Freelance journalist, SciDev.Net
Attending a conference under the title of ‘Women in Science and Technology in the Arab Countries’, I expected to find a distinct and remarkable presence of female and male scientists from most of the Arab countries.
I therefore felt a bit down when I found that many countries were not represented, particularly countries from the Gulf that have begun to have effective impact on science field in the region, such as like Qatar, Saudi Arabia and the United Arab Emirates.
While the number of attendees did not exceed 100, more than 20 per cent of them were from countries outside the Arab region, including India and Pakistan.
When I asked the organisers about this, they replied that they had contacted many institutions in most of the Arab countries, but had received a weak response and not much enthusiasm towards the conference.
This might reflect the lack of support that many women scientists in Arab countries face, particularly with obtaining leadership positions.

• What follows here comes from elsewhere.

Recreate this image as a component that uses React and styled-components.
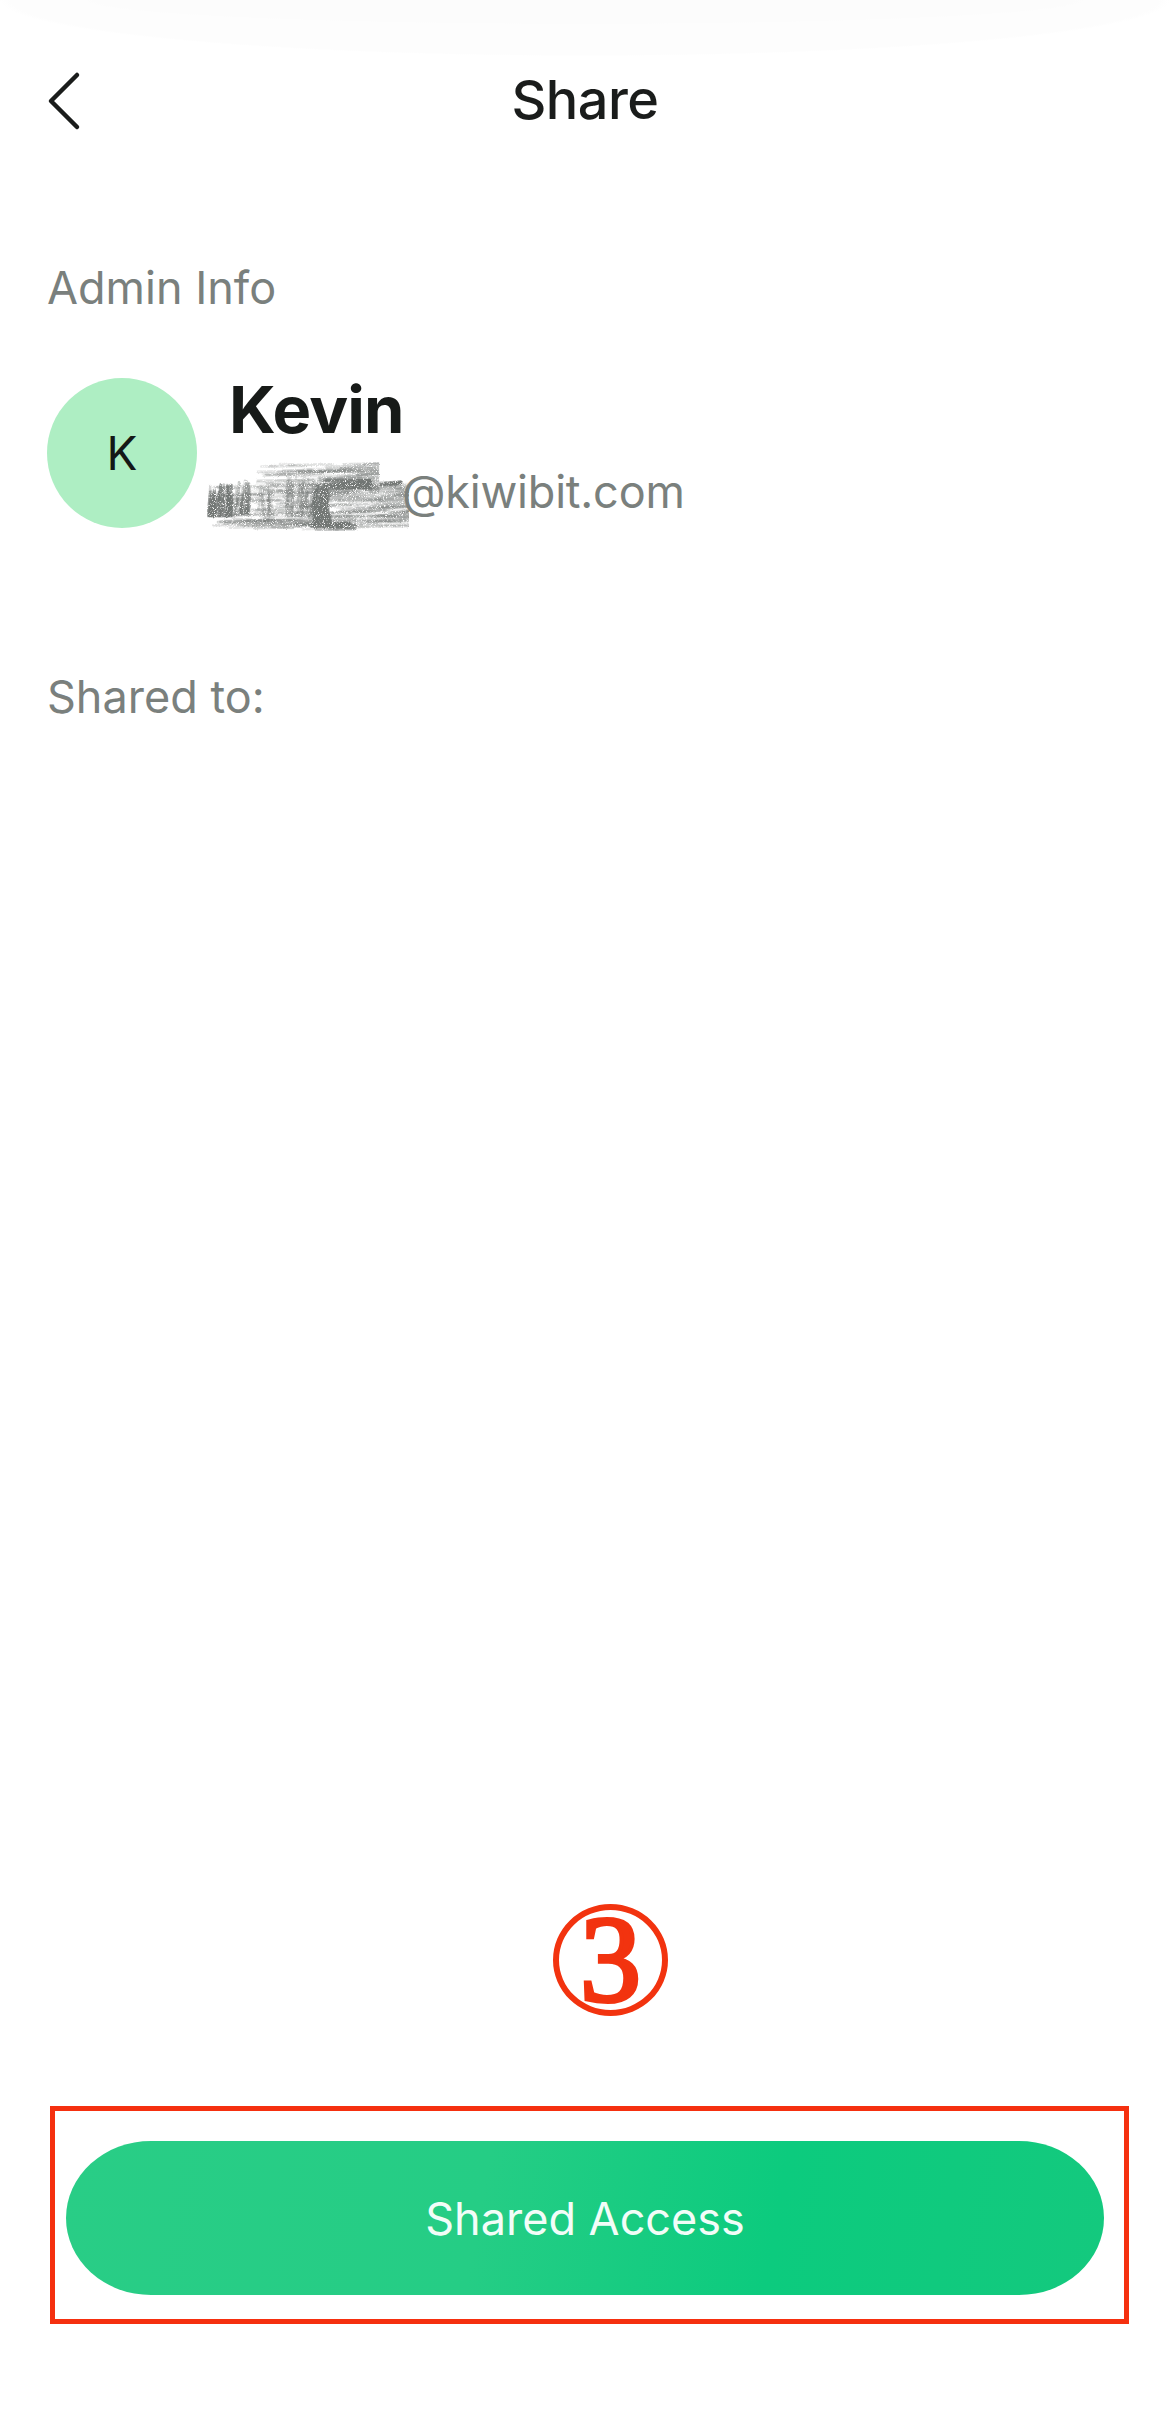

On a more positive note, a high number of Arab women scientists were persent in the conference sessions.
However, this highlighted the very weak presence of male scientists – the hall was packed with women, while you could barely find one or two men and there was only one male among the speakers.
The situation raised some laughter during the sessions, with women pointing out that although “there is no science of women and science of men”, male scientists appeared to have kept their distance.
This blog post is part of SciDev.Net’s coverage of International conference on Women in Science and Technology in the Arab Countries which takes place 21-23 April 2013, in Kuwait City, Kuwait. To read further news and analysis please visit our website.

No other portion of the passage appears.